STATED PROBLEM
Restate the listing that follows word for word, without its pictures.
--- begin ---
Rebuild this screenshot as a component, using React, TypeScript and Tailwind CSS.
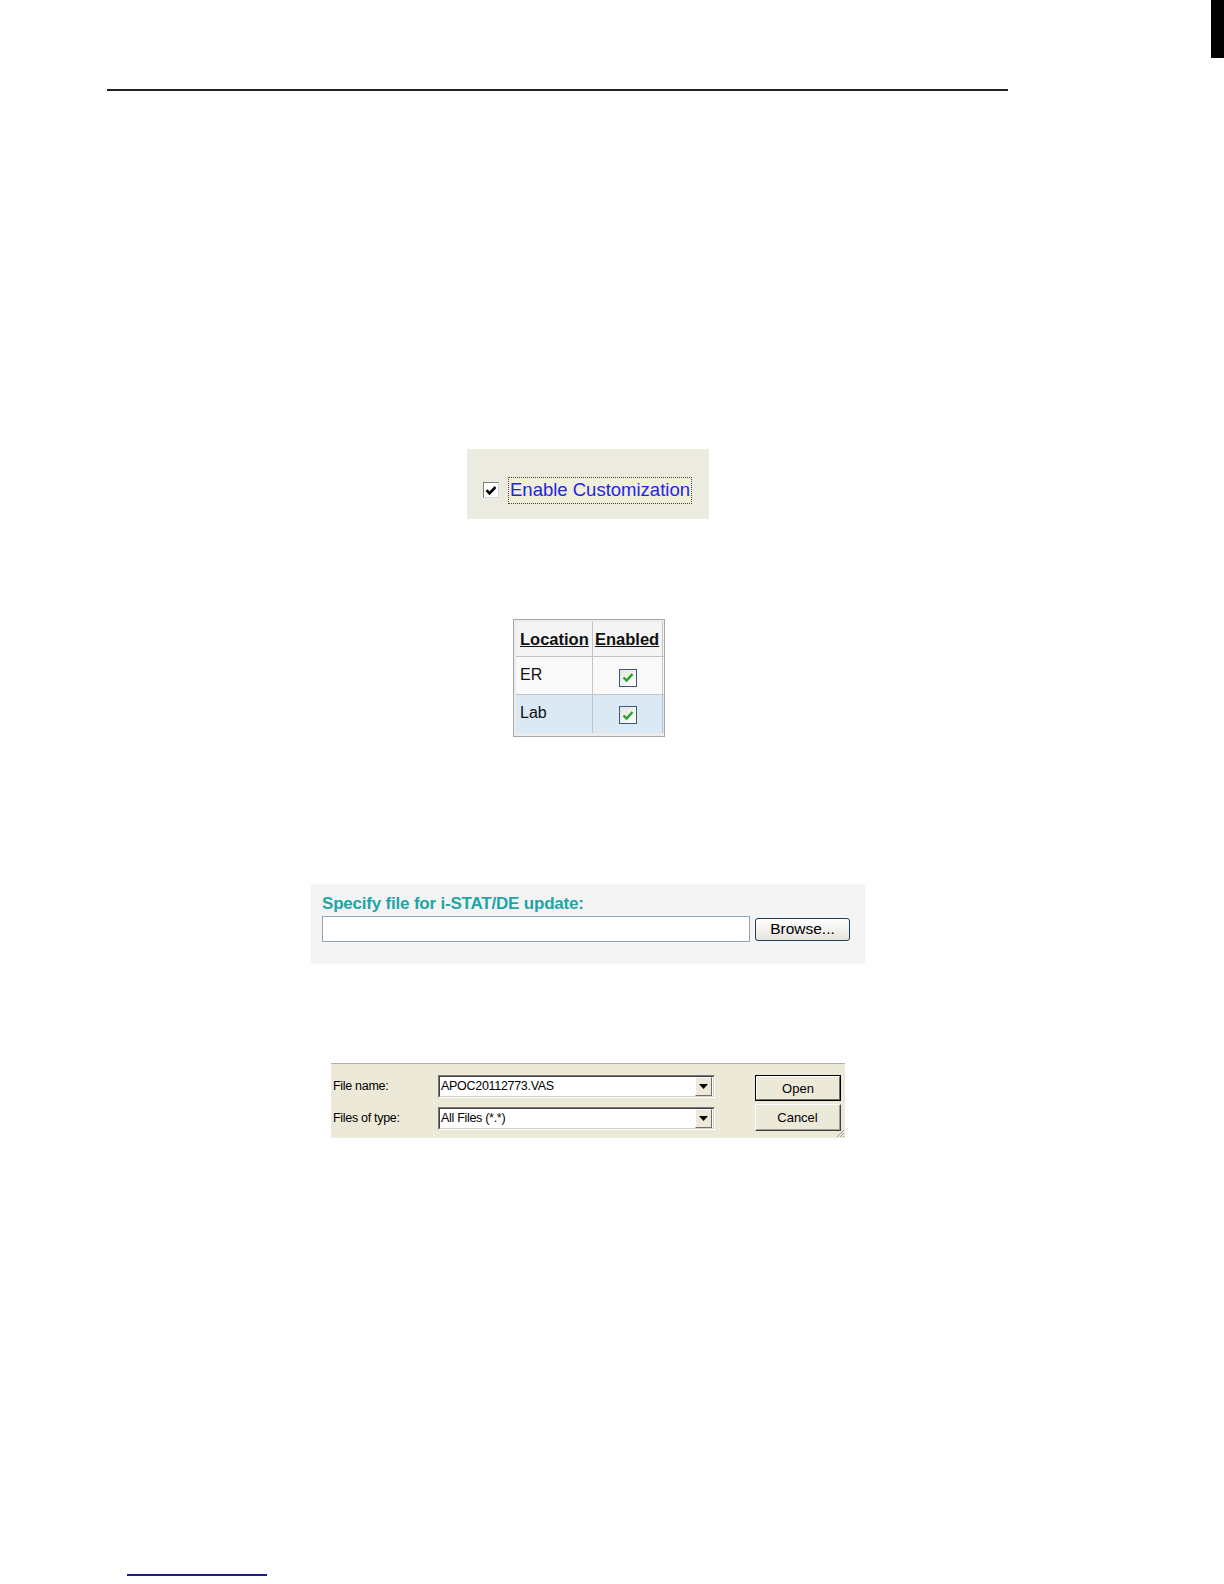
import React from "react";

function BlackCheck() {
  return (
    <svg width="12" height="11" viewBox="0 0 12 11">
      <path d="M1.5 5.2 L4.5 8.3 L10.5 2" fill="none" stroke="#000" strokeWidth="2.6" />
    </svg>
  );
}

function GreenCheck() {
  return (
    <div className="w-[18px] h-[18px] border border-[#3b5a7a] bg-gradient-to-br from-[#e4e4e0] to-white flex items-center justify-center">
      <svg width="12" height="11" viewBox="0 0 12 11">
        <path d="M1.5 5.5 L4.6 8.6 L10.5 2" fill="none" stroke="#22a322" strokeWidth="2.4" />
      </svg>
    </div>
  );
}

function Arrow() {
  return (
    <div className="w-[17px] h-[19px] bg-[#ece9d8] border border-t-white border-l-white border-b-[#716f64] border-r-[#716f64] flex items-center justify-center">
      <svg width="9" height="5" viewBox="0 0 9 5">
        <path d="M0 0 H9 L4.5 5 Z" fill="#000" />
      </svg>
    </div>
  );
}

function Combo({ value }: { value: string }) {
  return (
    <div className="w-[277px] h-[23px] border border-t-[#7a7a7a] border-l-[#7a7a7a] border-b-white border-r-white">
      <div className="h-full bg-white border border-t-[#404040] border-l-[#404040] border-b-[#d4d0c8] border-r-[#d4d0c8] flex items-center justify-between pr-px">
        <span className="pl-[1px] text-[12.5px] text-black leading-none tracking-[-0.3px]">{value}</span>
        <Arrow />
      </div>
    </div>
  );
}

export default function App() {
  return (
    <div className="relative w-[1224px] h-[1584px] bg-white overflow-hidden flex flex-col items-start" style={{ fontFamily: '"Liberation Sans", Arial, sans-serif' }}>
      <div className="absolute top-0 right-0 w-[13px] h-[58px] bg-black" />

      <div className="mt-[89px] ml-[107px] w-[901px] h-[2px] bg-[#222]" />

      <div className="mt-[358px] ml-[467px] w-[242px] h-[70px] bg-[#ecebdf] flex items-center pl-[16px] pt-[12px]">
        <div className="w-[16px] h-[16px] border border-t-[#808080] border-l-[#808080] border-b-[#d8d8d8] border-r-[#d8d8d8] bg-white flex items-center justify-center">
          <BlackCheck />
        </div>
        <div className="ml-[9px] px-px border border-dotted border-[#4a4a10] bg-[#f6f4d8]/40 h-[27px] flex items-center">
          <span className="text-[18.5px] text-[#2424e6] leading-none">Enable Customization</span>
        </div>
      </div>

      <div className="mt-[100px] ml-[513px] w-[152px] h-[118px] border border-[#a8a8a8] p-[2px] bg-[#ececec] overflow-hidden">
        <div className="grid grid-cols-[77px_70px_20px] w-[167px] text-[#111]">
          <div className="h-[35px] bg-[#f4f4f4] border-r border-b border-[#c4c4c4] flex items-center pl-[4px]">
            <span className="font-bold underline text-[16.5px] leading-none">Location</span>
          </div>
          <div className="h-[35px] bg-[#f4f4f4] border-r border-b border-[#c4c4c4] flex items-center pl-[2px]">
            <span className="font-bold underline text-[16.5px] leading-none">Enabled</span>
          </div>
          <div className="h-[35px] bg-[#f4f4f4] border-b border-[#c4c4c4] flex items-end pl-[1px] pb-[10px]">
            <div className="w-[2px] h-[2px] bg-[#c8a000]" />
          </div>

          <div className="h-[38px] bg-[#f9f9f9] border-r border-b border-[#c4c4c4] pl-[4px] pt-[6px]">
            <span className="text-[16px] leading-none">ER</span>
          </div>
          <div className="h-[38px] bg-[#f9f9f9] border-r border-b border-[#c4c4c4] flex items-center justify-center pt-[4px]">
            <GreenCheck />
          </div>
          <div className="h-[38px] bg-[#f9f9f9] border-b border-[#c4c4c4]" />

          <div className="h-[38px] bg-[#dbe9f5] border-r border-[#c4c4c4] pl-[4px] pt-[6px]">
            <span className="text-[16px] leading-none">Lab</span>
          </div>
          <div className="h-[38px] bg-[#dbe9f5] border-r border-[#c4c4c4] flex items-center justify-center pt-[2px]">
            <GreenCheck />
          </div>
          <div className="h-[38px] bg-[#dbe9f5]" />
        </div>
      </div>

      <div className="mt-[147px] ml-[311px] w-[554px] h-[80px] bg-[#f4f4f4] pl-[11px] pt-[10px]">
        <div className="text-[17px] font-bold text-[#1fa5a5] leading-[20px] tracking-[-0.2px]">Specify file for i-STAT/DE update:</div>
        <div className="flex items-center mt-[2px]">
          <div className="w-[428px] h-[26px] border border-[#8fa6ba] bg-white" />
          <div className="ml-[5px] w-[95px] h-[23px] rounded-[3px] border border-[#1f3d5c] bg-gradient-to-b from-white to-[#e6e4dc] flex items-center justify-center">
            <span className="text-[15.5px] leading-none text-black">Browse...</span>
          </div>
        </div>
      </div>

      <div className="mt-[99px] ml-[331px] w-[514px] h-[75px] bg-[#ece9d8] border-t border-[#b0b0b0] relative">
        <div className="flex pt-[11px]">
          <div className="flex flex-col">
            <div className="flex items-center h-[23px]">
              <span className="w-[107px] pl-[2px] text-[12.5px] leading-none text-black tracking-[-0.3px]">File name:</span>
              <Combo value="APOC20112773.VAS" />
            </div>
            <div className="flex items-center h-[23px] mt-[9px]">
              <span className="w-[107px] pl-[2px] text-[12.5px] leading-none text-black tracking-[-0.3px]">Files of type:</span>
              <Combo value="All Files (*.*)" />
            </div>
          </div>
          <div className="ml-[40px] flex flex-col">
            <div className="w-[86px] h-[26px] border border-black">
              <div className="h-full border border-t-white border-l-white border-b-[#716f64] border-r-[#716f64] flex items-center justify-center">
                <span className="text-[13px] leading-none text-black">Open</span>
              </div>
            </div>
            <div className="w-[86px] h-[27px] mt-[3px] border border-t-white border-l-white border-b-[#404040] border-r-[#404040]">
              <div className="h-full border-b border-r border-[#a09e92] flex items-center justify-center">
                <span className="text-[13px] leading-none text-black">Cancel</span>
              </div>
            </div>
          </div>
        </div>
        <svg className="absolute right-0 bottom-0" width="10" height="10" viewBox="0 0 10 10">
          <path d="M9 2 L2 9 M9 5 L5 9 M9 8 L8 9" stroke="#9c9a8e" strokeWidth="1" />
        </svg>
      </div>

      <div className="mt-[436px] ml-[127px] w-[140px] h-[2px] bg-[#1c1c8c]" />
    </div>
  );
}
--- end ---
OUTPUT FOR THIS TASK
Rebuild this screenshot as a component, using React, TypeScript and Tailwind CSS.
import React from "react";

function BlackCheck() {
  return (
    <svg width="12" height="11" viewBox="0 0 12 11">
      <path d="M1.5 5.2 L4.5 8.3 L10.5 2" fill="none" stroke="#000" strokeWidth="2.6" />
    </svg>
  );
}

function GreenCheck() {
  return (
    <div className="w-[18px] h-[18px] border border-[#3b5a7a] bg-gradient-to-br from-[#e4e4e0] to-white flex items-center justify-center">
      <svg width="12" height="11" viewBox="0 0 12 11">
        <path d="M1.5 5.5 L4.6 8.6 L10.5 2" fill="none" stroke="#22a322" strokeWidth="2.4" />
      </svg>
    </div>
  );
}

function Arrow() {
  return (
    <div className="w-[17px] h-[19px] bg-[#ece9d8] border border-t-white border-l-white border-b-[#716f64] border-r-[#716f64] flex items-center justify-center">
      <svg width="9" height="5" viewBox="0 0 9 5">
        <path d="M0 0 H9 L4.5 5 Z" fill="#000" />
      </svg>
    </div>
  );
}

function Combo({ value }: { value: string }) {
  return (
    <div className="w-[277px] h-[23px] border border-t-[#7a7a7a] border-l-[#7a7a7a] border-b-white border-r-white">
      <div className="h-full bg-white border border-t-[#404040] border-l-[#404040] border-b-[#d4d0c8] border-r-[#d4d0c8] flex items-center justify-between pr-px">
        <span className="pl-[1px] text-[12.5px] text-black leading-none tracking-[-0.3px]">{value}</span>
        <Arrow />
      </div>
    </div>
  );
}

export default function App() {
  return (
    <div className="relative w-[1224px] h-[1584px] bg-white overflow-hidden flex flex-col items-start" style={{ fontFamily: '"Liberation Sans", Arial, sans-serif' }}>
      <div className="absolute top-0 right-0 w-[13px] h-[58px] bg-black" />

      <div className="mt-[89px] ml-[107px] w-[901px] h-[2px] bg-[#222]" />

      <div className="mt-[358px] ml-[467px] w-[242px] h-[70px] bg-[#ecebdf] flex items-center pl-[16px] pt-[12px]">
        <div className="w-[16px] h-[16px] border border-t-[#808080] border-l-[#808080] border-b-[#d8d8d8] border-r-[#d8d8d8] bg-white flex items-center justify-center">
          <BlackCheck />
        </div>
        <div className="ml-[9px] px-px border border-dotted border-[#4a4a10] bg-[#f6f4d8]/40 h-[27px] flex items-center">
          <span className="text-[18.5px] text-[#2424e6] leading-none">Enable Customization</span>
        </div>
      </div>

      <div className="mt-[100px] ml-[513px] w-[152px] h-[118px] border border-[#a8a8a8] p-[2px] bg-[#ececec] overflow-hidden">
        <div className="grid grid-cols-[77px_70px_20px] w-[167px] text-[#111]">
          <div className="h-[35px] bg-[#f4f4f4] border-r border-b border-[#c4c4c4] flex items-center pl-[4px]">
            <span className="font-bold underline text-[16.5px] leading-none">Location</span>
          </div>
          <div className="h-[35px] bg-[#f4f4f4] border-r border-b border-[#c4c4c4] flex items-center pl-[2px]">
            <span className="font-bold underline text-[16.5px] leading-none">Enabled</span>
          </div>
          <div className="h-[35px] bg-[#f4f4f4] border-b border-[#c4c4c4] flex items-end pl-[1px] pb-[10px]">
            <div className="w-[2px] h-[2px] bg-[#c8a000]" />
          </div>

          <div className="h-[38px] bg-[#f9f9f9] border-r border-b border-[#c4c4c4] pl-[4px] pt-[6px]">
            <span className="text-[16px] leading-none">ER</span>
          </div>
          <div className="h-[38px] bg-[#f9f9f9] border-r border-b border-[#c4c4c4] flex items-center justify-center pt-[4px]">
            <GreenCheck />
          </div>
          <div className="h-[38px] bg-[#f9f9f9] border-b border-[#c4c4c4]" />

          <div className="h-[38px] bg-[#dbe9f5] border-r border-[#c4c4c4] pl-[4px] pt-[6px]">
            <span className="text-[16px] leading-none">Lab</span>
          </div>
          <div className="h-[38px] bg-[#dbe9f5] border-r border-[#c4c4c4] flex items-center justify-center pt-[2px]">
            <GreenCheck />
          </div>
          <div className="h-[38px] bg-[#dbe9f5]" />
        </div>
      </div>

      <div className="mt-[147px] ml-[311px] w-[554px] h-[80px] bg-[#f4f4f4] pl-[11px] pt-[10px]">
        <div className="text-[17px] font-bold text-[#1fa5a5] leading-[20px] tracking-[-0.2px]">Specify file for i-STAT/DE update:</div>
        <div className="flex items-center mt-[2px]">
          <div className="w-[428px] h-[26px] border border-[#8fa6ba] bg-white" />
          <div className="ml-[5px] w-[95px] h-[23px] rounded-[3px] border border-[#1f3d5c] bg-gradient-to-b from-white to-[#e6e4dc] flex items-center justify-center">
            <span className="text-[15.5px] leading-none text-black">Browse...</span>
          </div>
        </div>
      </div>

      <div className="mt-[99px] ml-[331px] w-[514px] h-[75px] bg-[#ece9d8] border-t border-[#b0b0b0] relative">
        <div className="flex pt-[11px]">
          <div className="flex flex-col">
            <div className="flex items-center h-[23px]">
              <span className="w-[107px] pl-[2px] text-[12.5px] leading-none text-black tracking-[-0.3px]">File name:</span>
              <Combo value="APOC20112773.VAS" />
            </div>
            <div className="flex items-center h-[23px] mt-[9px]">
              <span className="w-[107px] pl-[2px] text-[12.5px] leading-none text-black tracking-[-0.3px]">Files of type:</span>
              <Combo value="All Files (*.*)" />
            </div>
          </div>
          <div className="ml-[40px] flex flex-col">
            <div className="w-[86px] h-[26px] border border-black">
              <div className="h-full border border-t-white border-l-white border-b-[#716f64] border-r-[#716f64] flex items-center justify-center">
                <span className="text-[13px] leading-none text-black">Open</span>
              </div>
            </div>
            <div className="w-[86px] h-[27px] mt-[3px] border border-t-white border-l-white border-b-[#404040] border-r-[#404040]">
              <div className="h-full border-b border-r border-[#a09e92] flex items-center justify-center">
                <span className="text-[13px] leading-none text-black">Cancel</span>
              </div>
            </div>
          </div>
        </div>
        <svg className="absolute right-0 bottom-0" width="10" height="10" viewBox="0 0 10 10">
          <path d="M9 2 L2 9 M9 5 L5 9 M9 8 L8 9" stroke="#9c9a8e" strokeWidth="1" />
        </svg>
      </div>

      <div className="mt-[436px] ml-[127px] w-[140px] h-[2px] bg-[#1c1c8c]" />
    </div>
  );
}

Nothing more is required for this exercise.